Falling bond yields signal that investors don’t expect interest rates to rise this year.

“We see inflation risks emerging and expect interest-rate hikes from January 2010,” said Ramya Suryanarayanan, an economist at DBS Group Holdings Ltd. in Singapore.

Obsessed With Growth?

In a debate in parliament on Nov. 26, Finance Minister Pranab Mukherjee said policy makers are balancing the need to create jobs against inflation concerns. The central bank started tightening monetary policy on Oct. 27 by ordering lenders to keep more money in government bonds.

Food inflation has climbed to 15.58 percent, a politically sensitive issue in a nation where the World Bank estimates that three-quarters of the population live on less than $2 a day. Opposition lawmakers said last week that the government is obsessed with growth, allowing prices to spiral to the detriment of the poor.

By sustaining the second-fastest growth of any major economy, trailing only China, India is drawing investment from companies including French tiremaker Michelin & Cie, which said this month that it will add a factory in the southern state of Tamil Nadu, and South Korea’s Samsung Electronics Co.

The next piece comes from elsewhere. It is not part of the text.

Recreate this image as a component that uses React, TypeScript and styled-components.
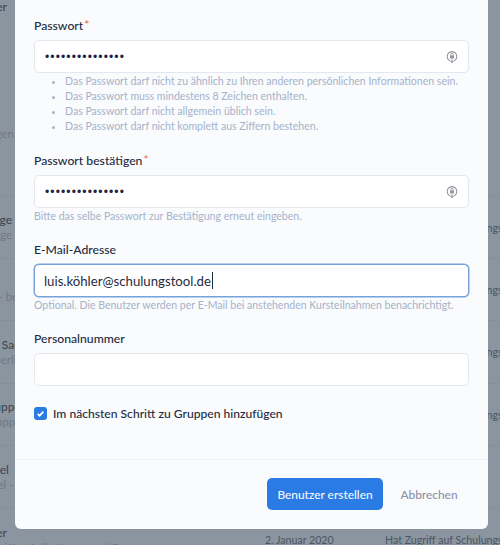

Prime Minister Manmohan Singh said this month that returning to the 9 percent growth that India averaged between 2004 and 2008 is “eminently feasible” in the medium term because a high national savings rate will aid investment.

Car sales climbed at a 33.9 percent annual pace in October and cellular operators, led by Tata Teleservices Ltd., added 16.6 million new subscribers. Lodha Developers Ltd., an Indian property company planning an initial share sale, said its home sales may climb about threefold this fiscal year as low interest rates encourage spending.